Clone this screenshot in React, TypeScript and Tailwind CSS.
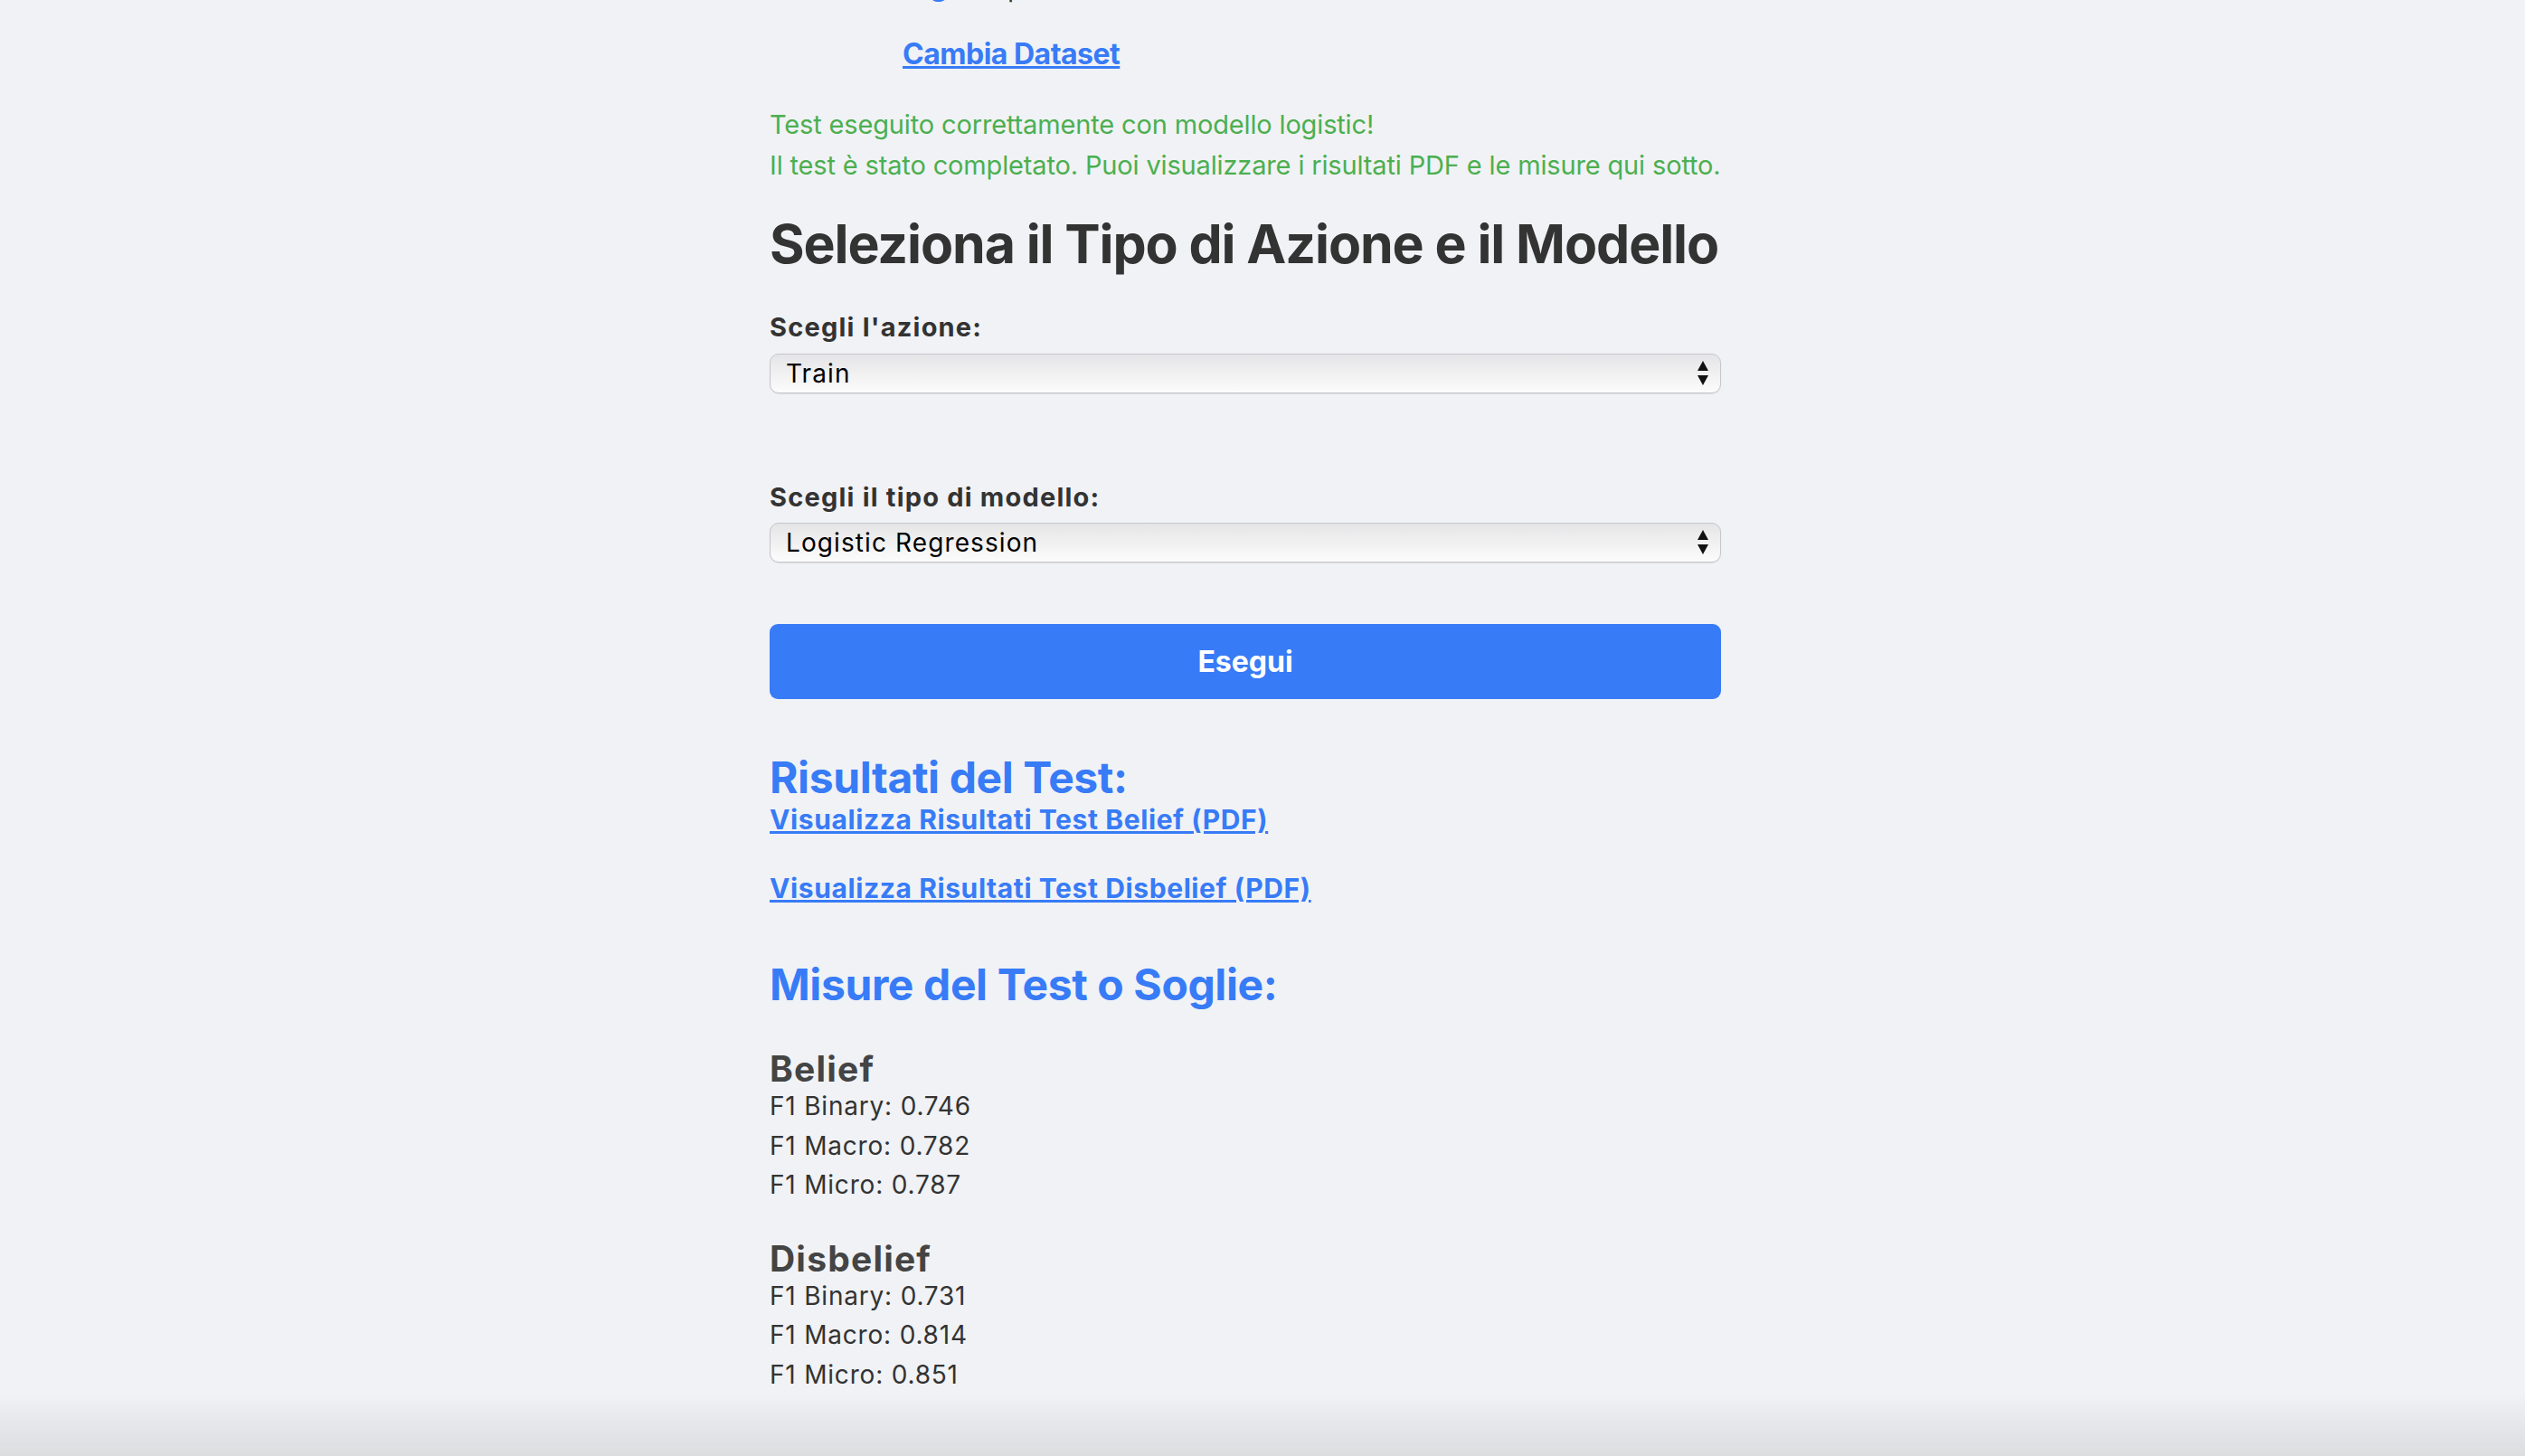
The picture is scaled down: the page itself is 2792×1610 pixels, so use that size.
import React from 'react';

const font = { fontFamily: 'Inter, "Noto Sans", sans-serif' };

const Arrows = () => (
    <svg className="pointer-events-none absolute right-[13px] top-1/2 -translate-y-1/2" width="14" height="30" viewBox="0 0 14 30">
        <path d="M7 1 L13 12 L1 12 Z" fill="#111" />
        <path d="M1 17 L13 17 L7 28 Z" fill="#111" />
    </svg>
);

const NativeSelect = ({ value, options }: { value: string; options: string[] }) => (
    <div className="relative w-full">
        <select
            defaultValue={value}
            className="appearance-none w-full h-[44px] pl-[17px] pr-[40px] rounded-[10px] border border-[#c6c6c9] bg-gradient-to-b from-[#e5e5e7] to-[#fcfcfc] text-[28px] leading-[40px] tracking-[1.1px] text-black outline-none shadow-[0_1px_1px_rgba(0,0,0,0.08)]"
        >
            {options.map((o) => (
                <option key={o}>{o}</option>
            ))}
        </select>
        <Arrows />
    </div>
);

const Metric = ({ title, rows }: { title: string; rows: [string, string][] }) => (
    <div>
        <h3 className="text-[39px] leading-[40px] tracking-[1.2px] font-bold text-[#444]">{title}</h3>
        {rows.map(([k, v]) => (
            <p key={k} className="text-[28px] leading-[43.5px] tracking-[0.8px] text-[#333]">
                {k}: {v}
            </p>
        ))}
    </div>
);

export default function App() {
    return (
        <div className="flow-root min-h-screen bg-[#f0f2f5] overflow-hidden" style={font}>
            <div className="flow-root ml-[851px] w-[1052px] pb-[60px]">
                {/* nav row, scrolled mostly out of view */}
                <div className="flex items-baseline mt-[-36px] ml-[69px] h-[40px] text-[32px] leading-[40px] font-bold">
                    <a href="#" className="text-[#387bf6]">Training</a>
                    <span className="ml-[64px] text-[#333] font-normal">|</span>
                    <a href="#" className="ml-[24px] text-[#387bf6]">Home</a>
                </div>

                <a href="#" className="block ml-[147px] mt-[36px] w-fit text-[32px] leading-[40px] tracking-[-0.5px] font-bold text-[#387bf6] underline">
                    Cambia Dataset
                </a>

                <div className="mt-[35px] text-[29px] leading-[45px] tracking-[-0.15px] text-[#4caf50] whitespace-nowrap">
                    <p>Test eseguito correttamente con modello logistic!</p>
                    <p>Il test è stato completato. Puoi visualizzare i risultati PDF e le misure qui sotto.</p>
                </div>

                <h1 className="mt-[30px] text-[59px] leading-[70px] tracking-[-1.1px] font-bold text-[#333] whitespace-nowrap">
                    Seleziona il Tipo di Azione e il Modello
                </h1>

                <label className="block mt-[40px] text-[29px] leading-[34px] tracking-[1.2px] font-bold text-[#333]">Scegli l'azione:</label>
                <div className="mt-[12px]">
                    <NativeSelect value="Train" options={['Train', 'Test']} />
                </div>

                <label className="block mt-[98px] text-[29px] leading-[34px] tracking-[1.2px] font-bold text-[#333]">Scegli il tipo di modello:</label>
                <div className="mt-[11px]">
                    <NativeSelect value="Logistic Regression" options={['Logistic Regression', 'SVM', 'Random Forest']} />
                </div>

                <button className="mt-[68px] w-full h-[83px] rounded-[9px] bg-[#387bf6] text-white text-[32px] font-bold">
                    Esegui
                </button>

                <h2 className="mt-[60px] text-[48px] leading-[54px] tracking-[-0.4px] font-bold text-[#387bf6]">Risultati del Test:</h2>
                <a href="#" className="block w-fit text-[30px] leading-[38px] tracking-[0.6px] font-bold text-[#387bf6] underline">
                    Visualizza Risultati Test Belief (PDF)
                </a>
                <a href="#" className="block w-fit mt-[38px] text-[30px] leading-[38px] tracking-[0.6px] font-bold text-[#387bf6] underline">
                    Visualizza Risultati Test Disbelief (PDF)
                </a>

                <h2 className="mt-[60px] text-[48px] leading-[56px] tracking-[-0.4px] font-bold text-[#387bf6]">Misure del Test o Soglie:</h2>

                <div className="mt-[45px]">
                    <Metric title="Belief" rows={[['F1 Binary', '0.746'], ['F1 Macro', '0.782'], ['F1 Micro', '0.787']]} />
                </div>
                <div className="mt-[39px]">
                    <Metric title="Disbelief" rows={[['F1 Binary', '0.731'], ['F1 Macro', '0.814'], ['F1 Micro', '0.851']]} />
                </div>
            </div>
            <div className="pointer-events-none fixed inset-x-0 bottom-0 h-[70px] bg-gradient-to-b from-transparent to-[rgba(0,0,0,0.085)]" />
        </div>
    );
}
· · · · ·
WHAT THE EXERCISE ASKS
Reproduce every line of the material precisely, omitting its pictures.

FINISHED EXERCISE
Clone this screenshot in React, TypeScript and Tailwind CSS.
The picture is scaled down: the page itself is 2792×1610 pixels, so use that size.
import React from 'react';

const font = { fontFamily: 'Inter, "Noto Sans", sans-serif' };

const Arrows = () => (
    <svg className="pointer-events-none absolute right-[13px] top-1/2 -translate-y-1/2" width="14" height="30" viewBox="0 0 14 30">
        <path d="M7 1 L13 12 L1 12 Z" fill="#111" />
        <path d="M1 17 L13 17 L7 28 Z" fill="#111" />
    </svg>
);

const NativeSelect = ({ value, options }: { value: string; options: string[] }) => (
    <div className="relative w-full">
        <select
            defaultValue={value}
            className="appearance-none w-full h-[44px] pl-[17px] pr-[40px] rounded-[10px] border border-[#c6c6c9] bg-gradient-to-b from-[#e5e5e7] to-[#fcfcfc] text-[28px] leading-[40px] tracking-[1.1px] text-black outline-none shadow-[0_1px_1px_rgba(0,0,0,0.08)]"
        >
            {options.map((o) => (
                <option key={o}>{o}</option>
            ))}
        </select>
        <Arrows />
    </div>
);

const Metric = ({ title, rows }: { title: string; rows: [string, string][] }) => (
    <div>
        <h3 className="text-[39px] leading-[40px] tracking-[1.2px] font-bold text-[#444]">{title}</h3>
        {rows.map(([k, v]) => (
            <p key={k} className="text-[28px] leading-[43.5px] tracking-[0.8px] text-[#333]">
                {k}: {v}
            </p>
        ))}
    </div>
);

export default function App() {
    return (
        <div className="flow-root min-h-screen bg-[#f0f2f5] overflow-hidden" style={font}>
            <div className="flow-root ml-[851px] w-[1052px] pb-[60px]">
                {/* nav row, scrolled mostly out of view */}
                <div className="flex items-baseline mt-[-36px] ml-[69px] h-[40px] text-[32px] leading-[40px] font-bold">
                    <a href="#" className="text-[#387bf6]">Training</a>
                    <span className="ml-[64px] text-[#333] font-normal">|</span>
                    <a href="#" className="ml-[24px] text-[#387bf6]">Home</a>
                </div>

                <a href="#" className="block ml-[147px] mt-[36px] w-fit text-[32px] leading-[40px] tracking-[-0.5px] font-bold text-[#387bf6] underline">
                    Cambia Dataset
                </a>

                <div className="mt-[35px] text-[29px] leading-[45px] tracking-[-0.15px] text-[#4caf50] whitespace-nowrap">
                    <p>Test eseguito correttamente con modello logistic!</p>
                    <p>Il test è stato completato. Puoi visualizzare i risultati PDF e le misure qui sotto.</p>
                </div>

                <h1 className="mt-[30px] text-[59px] leading-[70px] tracking-[-1.1px] font-bold text-[#333] whitespace-nowrap">
                    Seleziona il Tipo di Azione e il Modello
                </h1>

                <label className="block mt-[40px] text-[29px] leading-[34px] tracking-[1.2px] font-bold text-[#333]">Scegli l'azione:</label>
                <div className="mt-[12px]">
                    <NativeSelect value="Train" options={['Train', 'Test']} />
                </div>

                <label className="block mt-[98px] text-[29px] leading-[34px] tracking-[1.2px] font-bold text-[#333]">Scegli il tipo di modello:</label>
                <div className="mt-[11px]">
                    <NativeSelect value="Logistic Regression" options={['Logistic Regression', 'SVM', 'Random Forest']} />
                </div>

                <button className="mt-[68px] w-full h-[83px] rounded-[9px] bg-[#387bf6] text-white text-[32px] font-bold">
                    Esegui
                </button>

                <h2 className="mt-[60px] text-[48px] leading-[54px] tracking-[-0.4px] font-bold text-[#387bf6]">Risultati del Test:</h2>
                <a href="#" className="block w-fit text-[30px] leading-[38px] tracking-[0.6px] font-bold text-[#387bf6] underline">
                    Visualizza Risultati Test Belief (PDF)
                </a>
                <a href="#" className="block w-fit mt-[38px] text-[30px] leading-[38px] tracking-[0.6px] font-bold text-[#387bf6] underline">
                    Visualizza Risultati Test Disbelief (PDF)
                </a>

                <h2 className="mt-[60px] text-[48px] leading-[56px] tracking-[-0.4px] font-bold text-[#387bf6]">Misure del Test o Soglie:</h2>

                <div className="mt-[45px]">
                    <Metric title="Belief" rows={[['F1 Binary', '0.746'], ['F1 Macro', '0.782'], ['F1 Micro', '0.787']]} />
                </div>
                <div className="mt-[39px]">
                    <Metric title="Disbelief" rows={[['F1 Binary', '0.731'], ['F1 Macro', '0.814'], ['F1 Micro', '0.851']]} />
                </div>
            </div>
            <div className="pointer-events-none fixed inset-x-0 bottom-0 h-[70px] bg-gradient-to-b from-transparent to-[rgba(0,0,0,0.085)]" />
        </div>
    );
}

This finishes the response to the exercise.